Scene: I’m sitting on stage in a room full of professional sound designers, about to play for them the worst approximation of a trumpet fanfare sound I have ever created, after running about 12 blocks from my hotel in 90° heat. Why did I sign up for this, again?
Procrastination is the tried-and-true method of getting work done under pressure, in a way that completely eliminates any chance of sleeping the night before a deadline. Unfortunately, it’s often noticeable that only a few hours were spent on a project that was supposed to be developed and perfected over the course of several weeks. There’s no easy way to overcome habitual procrastination (or if there is, I haven’t gotten around to finding it yet), but what happens if we purposefully exaggerate the effects of time pressure on creativity? As it turns out, it’s kind of like a fun version of being on a fast-sinking ship: you’re forced to take a close, panicky look at your creative process and quickly decide what stays, and what gets tossed overboard. My first encounter with limited-time create-a-thons was the Guerrilla Sound Design Challenge at the USITT conference. The rules: in three hours, create a sound design piece that is at least one minute long, based on a secret stimulus, without using any pre-recorded sounds. It’s a nearly-yearly tradition that was started in 2005 by David Smith (faculty at NCSA) and Bill Liotta. Curtis Craig, who teaches sound design at Penn State, was one of the first participants: “I remember the pure shock when we walked in and the room was completely full of people wanting to hear it. Drew Dalzell and I agreed onstage before we started that we had had OK careers, so if they ended there, we would be fine with it.”
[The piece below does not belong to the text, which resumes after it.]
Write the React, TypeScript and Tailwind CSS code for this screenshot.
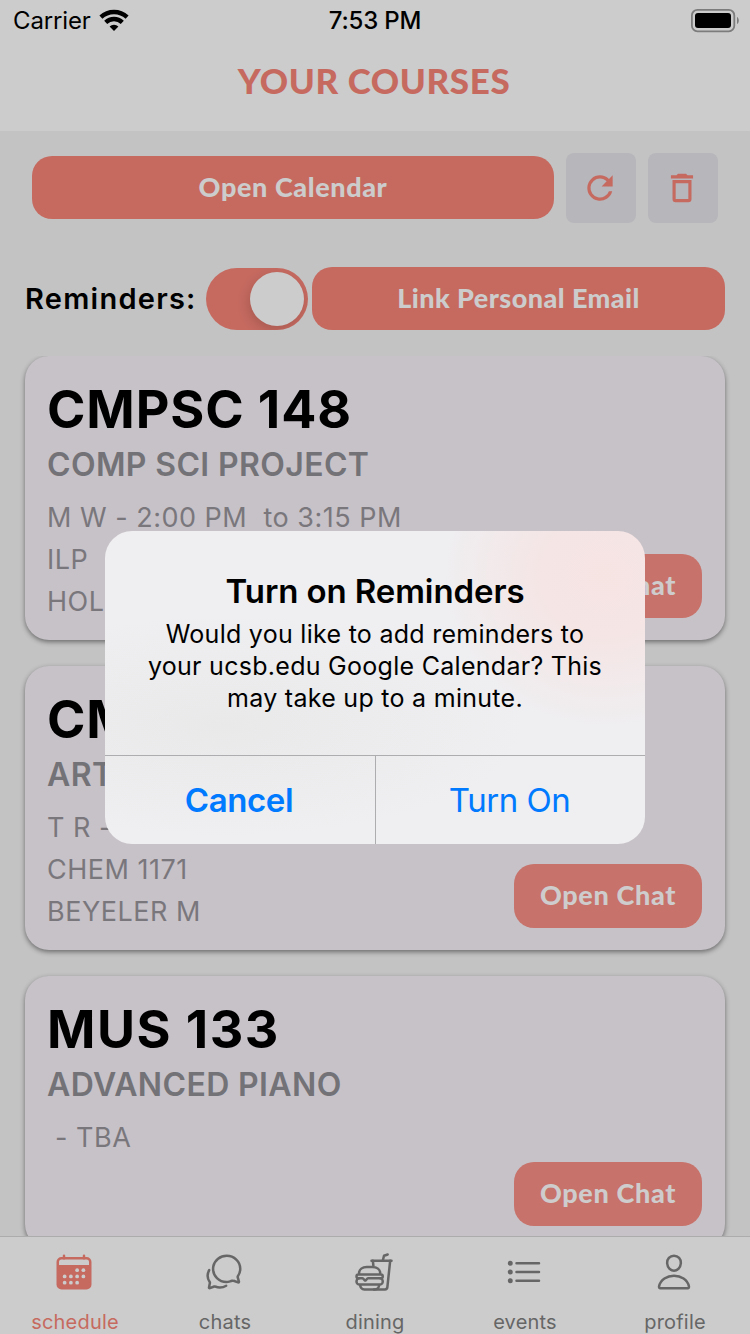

Curtis hadn’t even brought a portable recording device – he had to use the mic built in to his iBook. At one point, he started recording without having headphones plugged in, and instantly started getting feedback. Everyone’s done this by mistake at some point, but Curtis realized he could use it to his advantage. By setting up some EQ automation and changing the angle of his laptop lid, he created a “feedback theramin” and was able to record a simple melody to use in his design. The first time I participated in this challenge, I immediately started recording sounds around the convention center that ultimately turned out to be useless, aside from some dialog that I had gathered by bullying other conventioneers into reading parts of the script. I also spent way too much time doing this, so by the time I got back to my hotel room with mostly-unusable sounds, I only had an hour to cobble something together and try to manufacture the other key elements. As it turns out, downtown Houston is not a place where you’re likely to run into giant chickens or hear a fanfare of trumpets, so my final piece included my less-than-stellar chicken and trumpet impressions, which I then had to play for a room full of respected peers and complete strangers. Embarrassment level: 9 out of 10.
The next time I participated, I had a partner in crime: Chris Rummel, self-proclaimed tallest sound designer in the world. Instead of jumping straight into recording, we dedicated the first part of our time to analyzing the 10-page script, and coming up with some general concepts, making a list of sounds that we knew we wanted. This process was much more efficient, and even though it sometimes felt like the organization work was wasting time, it was critical to develop a plan for dividing up the work according to our strengths. Being able to think fast on your feet is particularly important to theatrical designers, for those situations where there’s a last minute change an hour before the house opens, and the entire cast and production crew are waiting for you to reconstruct the transition sequence so that it can last twenty seconds instead of five. It’s not just about knowing all the keyboard shortcuts in your favorite software, though that certainly helps; it also requires that you immediately know what resources you have available, and how much time you will need in order to take advantage of them. Sound designers have a lot of options when it comes to tools, and each one has strengths and weaknesses. It’s good to get a feel for the different tools that are available, but time-constrained challenges highlight the importance of knowing one tool really, really well. If you can spend less time figuring out how to accomplish something, you can spend more time on the actual design content itself.
It has allowed me to write, record, and install entire pieces of music during a coffee break.” -Brad Berridge, sound designer
Brad Berridge is a sound designer who has also participated in the Guerrilla Sound Design challenge, and has even recreated a similar challenge to a couple of his students. His experience helped him to approach designs with more flexibility: “I spend more time researching, then planning out what I need, and less time creating. I find that keeping my brain in a ‘unlocked’ state makes tech go smoother, because I am not locked in to something. I know the show, but allow for changes in my design when the full scale model is finally coming to life. I also keep all of my tools refined and easy to use. It has allowed me to write, record, and install entire pieces of music during a coffee break.” In the end, though, these kinds of challenges are all about making a lot of discoveries in a short amount of time, whether it’s revealing key skills and styles of fellow designers, or coming up with new ways of recording interesting sounds by only using materials commonly found in hotel rooms. One year, David Budries (faculty at Yale) had a piece that featured this otherworldly dissonance, which sounded like a cacophony of long shrieks and violin chords. We were all certain he had cheated, until he revealed the secret: Splash a bunch of water on the mirror in the bathroom, then slowly but forcefully drag your fingers across it. You can try it yourself at home! So, when was the last time you had an idea for a project, but didn’t think you had enough time to do it?